High Tides Season 3 premieres on Netflix globally on April 3, 2026, with Belgium’s VRT broadcasting first. The season is the third and final: Netflix confirmed the series will not continue beyond this conclusion. The production is a Dingie production for VRT and Netflix, in collaboration with Dutch FilmWorks, with support from the City of Knokke-Heist and the Belgian Federal Government’s Tax Shelter initiative. New cast additions for Season 3 include established Dutch actor Daan Schuurmans as Anton Vermeer, a figure described as a sworn enemy whose arrival at the moment of the Vandael empire’s vulnerability is unlikely to be coincidental, and newcomer Nola Elvis Kemper.

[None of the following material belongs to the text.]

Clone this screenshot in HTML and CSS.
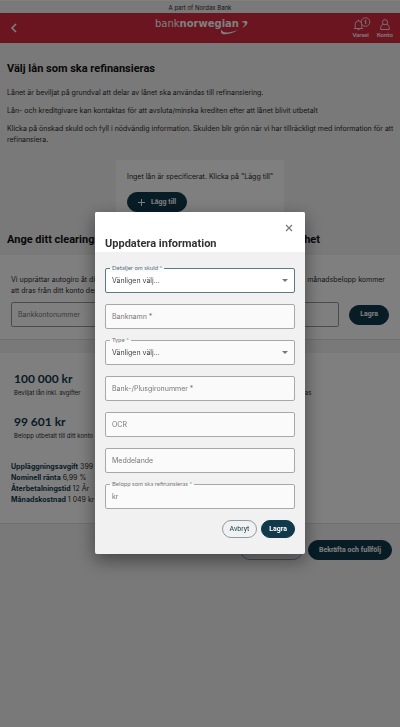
FILE: index.html
```html
<!DOCTYPE html>
<html lang="sv">
<head>
    <meta charset="UTF-8">
    <meta name="viewport" content="width=device-width, initial-scale=1.0">
    <title>Bank Norwegian</title>
    <link rel="stylesheet" href="styles.css">
</head>
<body>
    <div class="topbar">A part of Nordax Bank</div>
    <header class="header">
        <button class="back" aria-label="Tillbaka">
            <svg width="8" height="10" viewBox="0 0 8 10"><path d="M6 1 2 5l4 4" fill="none" stroke="currentColor" stroke-width="1.6"/></svg>
        </button>
        <a class="logo" href="#">bank<b>norwegian</b>
            <svg class="swoosh" width="28" height="16" viewBox="0 0 28 16">
                <path d="M21 2.200C23 1 27.500.2 27.500 2.500c0 2-2 3.700-5.500 5.700 1.800-1.800 3-3.500 2.800-4.700-.2-1.200-2-1.300-3.800-1.300z" fill="currentColor"/>
                <path d="M1.500 9.500c-1.500 3 0 5 4 4.700 4-.3 8.500-1.700 12.500-4.200-4 1.500-8 2.500-11 2.500-3.500 0-5-1-5.500-3z" fill="currentColor"/>
            </svg>
        </a>
        <nav class="nav">
            <a href="#">
                <svg width="20" height="14" viewBox="0 0 20 14" fill="none" stroke="currentColor" stroke-width=".8">
                    <path d="M3 11.500h9M4.200 11.300V7.500c0-2.200 1.200-3.500 3.300-3.500s3.300 1.300 3.300 3.500v3.800M6.500 12c.2 1.200 1.800 1.200 2 0M7.500 2.700V4"/>
                    <circle cx="14.500" cy="5" r="4.300" class="count-bg"/>
                    <path d="M13.700 3.800l1-.8v4.200" stroke-width="1"/>
                </svg>
                Varsel
            </a>
            <a href="#">
                <svg width="12" height="14" viewBox="0 0 12 14" fill="none" stroke="currentColor" stroke-width=".8">
                    <circle cx="6" cy="5.200" r="2.600"/>
                    <path d="M4.200 7.300C2.300 7.800 1.700 9 1.700 12.500h8.600C10.300 9 9.700 7.800 7.800 7.300"/>
                </svg>
                Konto
            </a>
        </nav>
    </header>

    <main>
        <section class="intro">
            <h1>Välj lån som ska refinansieras</h1>
            <p>Lånet är beviljat på grundval att delar av lånet ska användas till refinansiering.</p>
            <p>Lån- och kreditgivare kan kontaktas för att avsluta/minska krediten efter att lånet blivit utbetalt</p>
            <p>Klicka på önskad skuld och fyll i nödvändig information. Skulden blir grön när vi har tillräckligt med information för att refinansiera.</p>
        </section>

        <div class="card">
            <p>Inget lån är specificerat. Klicka på "Lägg till"</p>
            <button class="btn btn-add">
                <svg width="7" height="7" viewBox="0 0 7 7"><path d="M3.500 0v7M0 3.500h7" stroke="currentColor"/></svg>
                Lägg till
            </button>
        </div>

        <h2 class="split-line"><span>Ange ditt clearing-</span><span>kontonummer i enhet</span></h2>

        <section class="account">
            <div class="account-text">
                <div class="split-line"><span>Vi upprättar autogiro åt dig</span><span>att ditt månadsbelopp kommer</span></div>
                <div>att dras från ditt konto den</div>
            </div>
            <form class="account-form">
                <input type="text" placeholder="Bankkontonummer" aria-label="Bankkontonummer">
                <button type="button" class="btn">Lagra</button>
            </form>
        </section>

        <section class="summary">
            <div class="amounts">
                <div><strong>100 000 kr</strong><span>Beviljat lån inkl. avgifter</span></div>
                <div class="amount-end"><span>Belopp som refinansieras</span></div>
            </div>
            <div class="amounts">
                <div><strong>99 601 kr</strong><span>Belopp utbetalt till ditt konto</span></div>
            </div>
            <ul class="terms">
                <li><b>Uppläggningsavgift</b> 399 kr</li>
                <li><b>Nominell ränta</b> 6,99 %</li>
                <li><b>Återbetalningstid</b> 12 År</li>
                <li><b>Månadskostnad</b> 1 049 kr</li>
            </ul>
        </section>

        <div class="page-actions">
            <button class="btn btn-outline" aria-label="Tillbaka"></button>
            <button class="btn">Bekräfta och fullfölj</button>
        </div>
    </main>

    <div class="overlay">
        <div class="modal" role="dialog" aria-labelledby="modalTitle">
            <div class="modal-header">
                <button class="close" aria-label="Stäng">
                    <svg width="8" height="8" viewBox="0 0 8 8"><path d="M1 1l6 6M7 1 1 7" stroke="currentColor" stroke-width="1.2"/></svg>
                </button>
                <h2 id="modalTitle">Uppdatera information</h2>
            </div>
            <form class="modal-body">
                <div class="field active">
                    <select id="detaljer"><option>Vänligen välj...</option></select>
                    <label class="label-top" for="detaljer">Detaljer om skuld *</label>
                </div>
                <div class="field">
                    <input type="text" id="banknamn">
                    <label for="banknamn">Banknamn *</label>
                </div>
                <div class="field">
                    <select id="type"><option>Vänligen välj...</option></select>
                    <label class="label-top" for="type">Type *</label>
                </div>
                <div class="field">
                    <input type="text" id="giro">
                    <label for="giro">Bank-/Plusgironummer *</label>
                </div>
                <div class="field">
                    <input type="text" id="ocr">
                    <label for="ocr">OCR</label>
                </div>
                <div class="field">
                    <input type="text" id="meddelande">
                    <label for="meddelande">Meddelande</label>
                </div>
                <div class="field">
                    <input type="text" id="belopp" value="kr">
                    <label class="label-top" for="belopp">Belopp som ska refinansieras *</label>
                </div>
                <div class="modal-actions">
                    <button type="button" class="btn btn-outline">Avbryt</button>
                    <button type="button" class="btn">Lagra</button>
                </div>
            </form>
        </div>
    </div>
</body>
</html>
```
FILE: styles.css
```css
* {
    box-sizing: border-box;
}

body {
    margin: 0;
    min-height: 100vh;
    background-color: #f2f2f2;
    color: #2b2b2b;
    font-family: Inter, "Liberation Sans", sans-serif;
    font-size: 7px;
    line-height: 11px;
}

h1, h2, p, ul {
    margin: 0;
    padding: 0;
}

h1, h2 {
    font-family: Roboto, sans-serif;
    font-size: 11px;
    line-height: 16px;
    font-weight: bold;
    color: #111;
}

button, input, select {
    font: inherit;
    color: inherit;
}

a {
    color: inherit;
    text-decoration: none;
}

.topbar {
    height: 13px;
    padding-top: 2px;
    border-top: 1px solid #fff;
    text-align: center;
    font-size: 6px;
    line-height: 10px;
}

/* Header */
.header {
    display: grid;
    grid-template-columns: 1fr auto 1fr;
    height: 30px;
    padding: 0 7px 0 10px;
    background-color: #d42a40;
    color: #fff;
}

.back {
    justify-self: start;
    padding: 0;
    border: none;
    background: none;
    line-height: 0;
}

.logo {
    position: relative;
    padding: 5px 9px 0 0;
    font-family: "DejaVu Sans", sans-serif;
    font-size: 10px;
    line-height: 12px;
}

.swoosh {
    position: absolute;
    right: 0;
    top: 7px;
}

.nav {
    display: flex;
    justify-self: end;
    gap: 6px;
    padding-top: 4px;
    font-family: Lato, sans-serif;
    font-size: 6px;
    line-height: 8px;
    font-weight: bold;
}

.nav a {
    display: flex;
    flex-direction: column;
    align-items: center;
}

.count-bg {
    fill: #d42a40;
}

/* Content */
.intro {
    padding: 18px 4px 0 7px;
}

.intro h1 {
    margin-bottom: 10px;
}

.intro p {
    margin-bottom: 7px;
}

.card {
    width: 42%;
    height: 64px;
    margin: 15px auto 0;
    padding: 11px;
    background-color: #fff;
}

.card p {
    margin-bottom: 10px;
    white-space: nowrap;
}

.btn {
    padding: 0 10px;
    height: 20px;
    border: 1px solid #10394c;
    border-radius: 10px;
    background-color: #10394c;
    color: #fff;
    font-family: Roboto, sans-serif;
    font-size: 7px;
    font-weight: bold;
}

.btn-add {
    display: flex;
    align-items: center;
    gap: 6px;
}

.btn-outline {
    background-color: transparent;
    border-color: #8b9da6;
    color: #10394c;
    font-weight: normal;
}

.split-line {
    display: flex;
    justify-content: space-between;
}

main > h2 {
    width: 80%;
    padding: 8px 0 7px 7px;
}

.account {
    padding: 19px 11px 12px;
    border-bottom: 1px solid #ddd;
    background-color: #fff;
}

.account-text {
    padding-right: 4px;
}

.account-form {
    display: flex;
    align-items: center;
    gap: 10px;
    margin-top: 6px;
}

.account-form input {
    flex: 1;
    height: 25px;
    padding: 0 6px;
    border: 1px solid #999;
    border-radius: 2px;
    background: none;
}

.account-form input::placeholder {
    color: #777;
}

.summary {
    margin-top: 13px;
    padding: 18px 11px;
    border-bottom: 1px solid #ddd;
    background-color: #fff;
}

.amounts {
    display: flex;
    justify-content: space-between;
    width: 80%;
    height: 43px;
    padding-left: 3px;
    font-size: 6px;
}

.amounts strong {
    display: block;
    font-family: Lato, sans-serif;
    font-size: 12px;
    line-height: 16px;
    color: #10394c;
}

.amount-end {
    padding-top: 16px;
    margin-right: 2px;
}

.terms {
    list-style-type: none;
    margin-top: 4px;
}

.terms b {
    color: #10394c;
}

.page-actions {
    display: flex;
    justify-content: flex-end;
    gap: 5px;
    padding: 16px 8px;
}

.page-actions .btn-outline {
    width: 63px;
}

/* Modal */
.overlay {
    position: fixed;
    inset: 0;
    display: flex;
    justify-content: center;
    align-items: flex-start;
    padding-top: 212px;
    background-color: rgba(0, 0, 0, 0.5);
}

.modal {
    width: 210px;
    border-radius: 2px;
    background-color: #f1f1f1;
    box-shadow: 0 6px 18px rgba(0, 0, 0, 0.45);
    overflow: hidden;
}

.modal-header {
    display: flex;
    flex-direction: column;
    height: 40px;
    padding: 12px 10px 0;
    background-color: #fff;
}

.modal-header h2 {
    margin-top: 4px;
    color: #333;
}

.close {
    align-self: flex-end;
    margin-right: 2px;
    padding: 0;
    border: none;
    background: none;
    line-height: 0;
    color: #777;
}

.modal-body {
    padding: 16px 10px;
}

.field {
    position: relative;
    margin-bottom: 11px;
}

.field input, .field select {
    display: block;
    width: 100%;
    height: 25px;
    padding: 0 6px;
    border: 1px solid #a8a8a8;
    border-radius: 2px;
    background-color: #fafafa;
    color: #444;
    appearance: none;
}

.field input {
    color: #777;
}

.field:has(select)::after {
    content: "";
    position: absolute;
    right: 7px;
    top: 11px;
    border: 3px solid transparent;
    border-top-color: #777;
    border-bottom: none;
}

.field label {
    position: absolute;
    left: 7px;
    top: 7px;
    color: #777;
}

.field .label-top {
    left: 5px;
    top: -4px;
    padding: 0 2px;
    background: linear-gradient(#f1f1f1 50%, #fafafa 50%);
    font-family: Lato, sans-serif;
    font-size: 6px;
    line-height: 8px;
}

.field.active select {
    border-color: #5b7987;
    background-color: #fff;
}

.field.active .label-top {
    color: #4b6c7b;
}

.modal-actions {
    display: flex;
    justify-content: flex-end;
    gap: 4px;
}

.modal-actions .btn {
    height: 18px;
    padding: 0 7px;
}
```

The question the series has been asking for three seasons — and that it is now positioned to leave open rather than resolve, because it is the kind of question that only a setting can raise and no amount of money can close — is whether a person can be known for who they are inside a social world that has categorized them before they had the chance to become anything. Louise returns to Knokke already sorted: the one who broke, the one who left, the one who came back. Alex is the Vandaels before he is anything else. Daan arrived as the outsider and the outsider is now the only thing he no longer is. What the final season of High Tides is asking of its three central characters — and of the social architecture that holds all three of them in place — is whether the person underneath the category can be recovered. Whether the identity assembled inside a privileged world that demanded performance first and allowed personhood second is an identity that can survive the collapse of the world that built it. Whether what is left, when the empire fails and the secret surfaces and the institution that housed Louise releases her back into the world that sent her there — whether what is left is something that could be called a self. Knokke does not answer this question. It is the place that made the question necessary.